**Short problem**
Collect all lines below with the string "full".

**Source data**
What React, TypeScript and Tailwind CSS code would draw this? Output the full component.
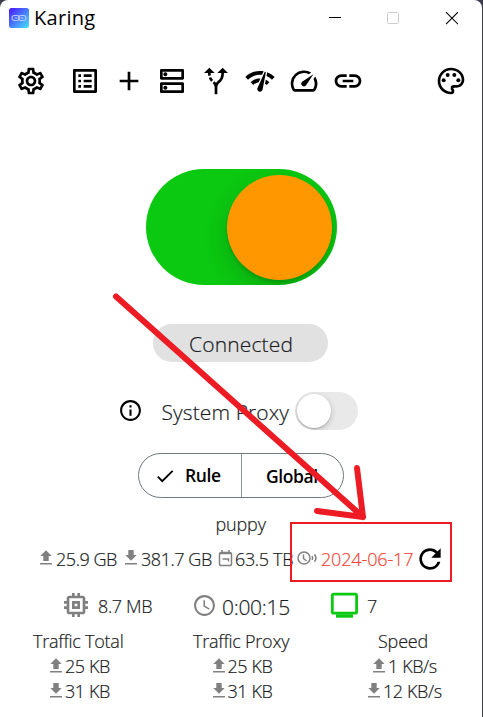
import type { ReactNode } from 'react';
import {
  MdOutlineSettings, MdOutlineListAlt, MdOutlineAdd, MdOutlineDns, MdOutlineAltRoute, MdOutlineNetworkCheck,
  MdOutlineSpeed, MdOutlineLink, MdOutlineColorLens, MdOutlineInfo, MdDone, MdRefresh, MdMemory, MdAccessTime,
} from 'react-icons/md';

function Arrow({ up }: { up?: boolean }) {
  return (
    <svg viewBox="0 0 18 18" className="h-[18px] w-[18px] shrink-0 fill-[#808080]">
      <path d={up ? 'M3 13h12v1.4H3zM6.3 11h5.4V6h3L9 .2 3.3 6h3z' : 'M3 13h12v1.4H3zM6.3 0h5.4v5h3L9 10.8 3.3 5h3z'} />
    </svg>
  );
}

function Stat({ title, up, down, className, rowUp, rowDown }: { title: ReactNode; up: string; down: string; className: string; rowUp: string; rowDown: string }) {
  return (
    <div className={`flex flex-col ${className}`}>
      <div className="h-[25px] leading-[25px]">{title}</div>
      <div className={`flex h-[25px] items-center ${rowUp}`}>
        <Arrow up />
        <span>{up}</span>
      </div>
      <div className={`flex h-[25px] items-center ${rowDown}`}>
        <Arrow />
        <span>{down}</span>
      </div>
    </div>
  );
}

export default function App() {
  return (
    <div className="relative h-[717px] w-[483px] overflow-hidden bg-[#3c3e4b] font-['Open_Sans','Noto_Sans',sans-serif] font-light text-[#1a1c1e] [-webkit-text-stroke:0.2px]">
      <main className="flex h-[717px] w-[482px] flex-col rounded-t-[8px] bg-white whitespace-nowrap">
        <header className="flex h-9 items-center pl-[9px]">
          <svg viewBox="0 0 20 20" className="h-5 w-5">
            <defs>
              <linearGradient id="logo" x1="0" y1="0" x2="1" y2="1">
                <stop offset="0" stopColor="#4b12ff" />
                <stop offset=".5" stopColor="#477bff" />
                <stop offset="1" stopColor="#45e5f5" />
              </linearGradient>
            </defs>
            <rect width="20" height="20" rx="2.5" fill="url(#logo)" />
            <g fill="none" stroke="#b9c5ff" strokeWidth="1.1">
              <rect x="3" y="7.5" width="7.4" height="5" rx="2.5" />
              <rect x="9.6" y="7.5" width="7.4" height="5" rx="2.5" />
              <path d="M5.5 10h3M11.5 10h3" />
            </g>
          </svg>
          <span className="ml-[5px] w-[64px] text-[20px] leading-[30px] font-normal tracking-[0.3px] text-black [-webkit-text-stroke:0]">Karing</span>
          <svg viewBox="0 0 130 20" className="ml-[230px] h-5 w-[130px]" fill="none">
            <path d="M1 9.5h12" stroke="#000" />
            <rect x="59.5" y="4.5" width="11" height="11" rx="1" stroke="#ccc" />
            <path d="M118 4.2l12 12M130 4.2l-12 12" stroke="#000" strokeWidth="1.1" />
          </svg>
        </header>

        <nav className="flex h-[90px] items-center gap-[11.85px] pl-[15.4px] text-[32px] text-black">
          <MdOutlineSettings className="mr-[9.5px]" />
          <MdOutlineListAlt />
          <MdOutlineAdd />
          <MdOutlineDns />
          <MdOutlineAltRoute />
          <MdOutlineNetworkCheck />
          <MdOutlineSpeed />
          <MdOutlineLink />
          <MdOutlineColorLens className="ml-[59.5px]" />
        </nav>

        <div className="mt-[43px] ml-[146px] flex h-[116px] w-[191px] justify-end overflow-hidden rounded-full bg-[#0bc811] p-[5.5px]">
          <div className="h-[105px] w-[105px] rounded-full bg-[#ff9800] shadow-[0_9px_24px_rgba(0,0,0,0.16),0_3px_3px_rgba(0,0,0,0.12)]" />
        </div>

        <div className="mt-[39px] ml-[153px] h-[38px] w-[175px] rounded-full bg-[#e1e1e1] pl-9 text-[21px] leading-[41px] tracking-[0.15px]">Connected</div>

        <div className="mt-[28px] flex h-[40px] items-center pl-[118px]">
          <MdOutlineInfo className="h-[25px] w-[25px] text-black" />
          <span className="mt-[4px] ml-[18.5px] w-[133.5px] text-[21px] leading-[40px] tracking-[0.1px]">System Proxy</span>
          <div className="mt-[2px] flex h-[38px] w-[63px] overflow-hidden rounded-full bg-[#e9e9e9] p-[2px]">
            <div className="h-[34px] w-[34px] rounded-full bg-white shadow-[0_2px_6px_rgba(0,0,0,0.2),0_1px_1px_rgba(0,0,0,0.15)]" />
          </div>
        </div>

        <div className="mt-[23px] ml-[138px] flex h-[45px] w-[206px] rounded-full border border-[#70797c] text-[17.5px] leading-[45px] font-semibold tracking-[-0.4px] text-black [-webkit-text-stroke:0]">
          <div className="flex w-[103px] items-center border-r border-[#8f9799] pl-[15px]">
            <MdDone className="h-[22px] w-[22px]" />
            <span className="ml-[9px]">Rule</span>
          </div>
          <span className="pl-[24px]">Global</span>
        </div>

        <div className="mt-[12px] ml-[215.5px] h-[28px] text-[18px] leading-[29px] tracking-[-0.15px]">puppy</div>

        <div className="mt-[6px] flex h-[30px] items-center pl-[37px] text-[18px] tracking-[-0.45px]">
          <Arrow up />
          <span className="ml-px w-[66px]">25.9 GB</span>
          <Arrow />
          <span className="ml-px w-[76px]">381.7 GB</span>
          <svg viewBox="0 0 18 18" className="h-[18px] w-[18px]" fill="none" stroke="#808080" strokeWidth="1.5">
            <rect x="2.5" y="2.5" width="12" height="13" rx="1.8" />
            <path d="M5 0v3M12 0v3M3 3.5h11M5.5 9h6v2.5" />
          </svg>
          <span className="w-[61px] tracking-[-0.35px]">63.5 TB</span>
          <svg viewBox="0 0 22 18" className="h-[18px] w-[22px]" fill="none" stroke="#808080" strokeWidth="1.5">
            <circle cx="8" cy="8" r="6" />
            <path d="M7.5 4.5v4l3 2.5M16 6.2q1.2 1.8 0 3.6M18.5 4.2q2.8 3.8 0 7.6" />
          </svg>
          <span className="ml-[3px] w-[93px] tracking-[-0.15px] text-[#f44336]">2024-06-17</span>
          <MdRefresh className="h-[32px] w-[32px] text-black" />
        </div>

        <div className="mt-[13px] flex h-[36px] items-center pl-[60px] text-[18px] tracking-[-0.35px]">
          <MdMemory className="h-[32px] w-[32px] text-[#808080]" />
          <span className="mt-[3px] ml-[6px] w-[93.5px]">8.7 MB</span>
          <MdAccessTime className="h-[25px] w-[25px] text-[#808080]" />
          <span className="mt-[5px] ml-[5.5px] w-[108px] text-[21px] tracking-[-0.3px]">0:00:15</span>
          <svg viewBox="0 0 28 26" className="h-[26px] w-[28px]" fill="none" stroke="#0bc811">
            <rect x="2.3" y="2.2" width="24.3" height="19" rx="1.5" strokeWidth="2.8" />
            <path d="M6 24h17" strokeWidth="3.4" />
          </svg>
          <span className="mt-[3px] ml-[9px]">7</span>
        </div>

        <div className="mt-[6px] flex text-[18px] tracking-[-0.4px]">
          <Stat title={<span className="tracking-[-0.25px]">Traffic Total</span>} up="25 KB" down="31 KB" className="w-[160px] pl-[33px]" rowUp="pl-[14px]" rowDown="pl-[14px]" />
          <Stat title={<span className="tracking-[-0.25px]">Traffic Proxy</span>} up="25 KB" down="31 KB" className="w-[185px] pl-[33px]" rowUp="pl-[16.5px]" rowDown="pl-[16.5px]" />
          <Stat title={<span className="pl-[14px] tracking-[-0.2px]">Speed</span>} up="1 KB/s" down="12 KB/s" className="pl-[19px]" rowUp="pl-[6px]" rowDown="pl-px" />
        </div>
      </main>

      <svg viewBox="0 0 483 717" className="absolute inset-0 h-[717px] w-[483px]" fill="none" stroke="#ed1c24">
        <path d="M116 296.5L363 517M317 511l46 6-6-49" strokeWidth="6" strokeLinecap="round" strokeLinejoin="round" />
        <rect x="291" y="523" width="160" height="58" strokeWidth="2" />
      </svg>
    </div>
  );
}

**Task output**
What React, TypeScript and Tailwind CSS code would draw this? Output the full component.
        <div className="mt-[43px] ml-[146px] flex h-[116px] w-[191px] justify-end overflow-hidden rounded-full bg-[#0bc811] p-[5.5px]">
          <div className="h-[105px] w-[105px] rounded-full bg-[#ff9800] shadow-[0_9px_24px_rgba(0,0,0,0.16),0_3px_3px_rgba(0,0,0,0.12)]" />
        <div className="mt-[39px] ml-[153px] h-[38px] w-[175px] rounded-full bg-[#e1e1e1] pl-9 text-[21px] leading-[41px] tracking-[0.15px]">Connected</div>
          <div className="mt-[2px] flex h-[38px] w-[63px] overflow-hidden rounded-full bg-[#e9e9e9] p-[2px]">
            <div className="h-[34px] w-[34px] rounded-full bg-white shadow-[0_2px_6px_rgba(0,0,0,0.2),0_1px_1px_rgba(0,0,0,0.15)]" />
        <div className="mt-[23px] ml-[138px] flex h-[45px] w-[206px] rounded-full border border-[#70797c] text-[17.5px] leading-[45px] font-semibold tracking-[-0.4px] text-black [-webkit-text-stroke:0]">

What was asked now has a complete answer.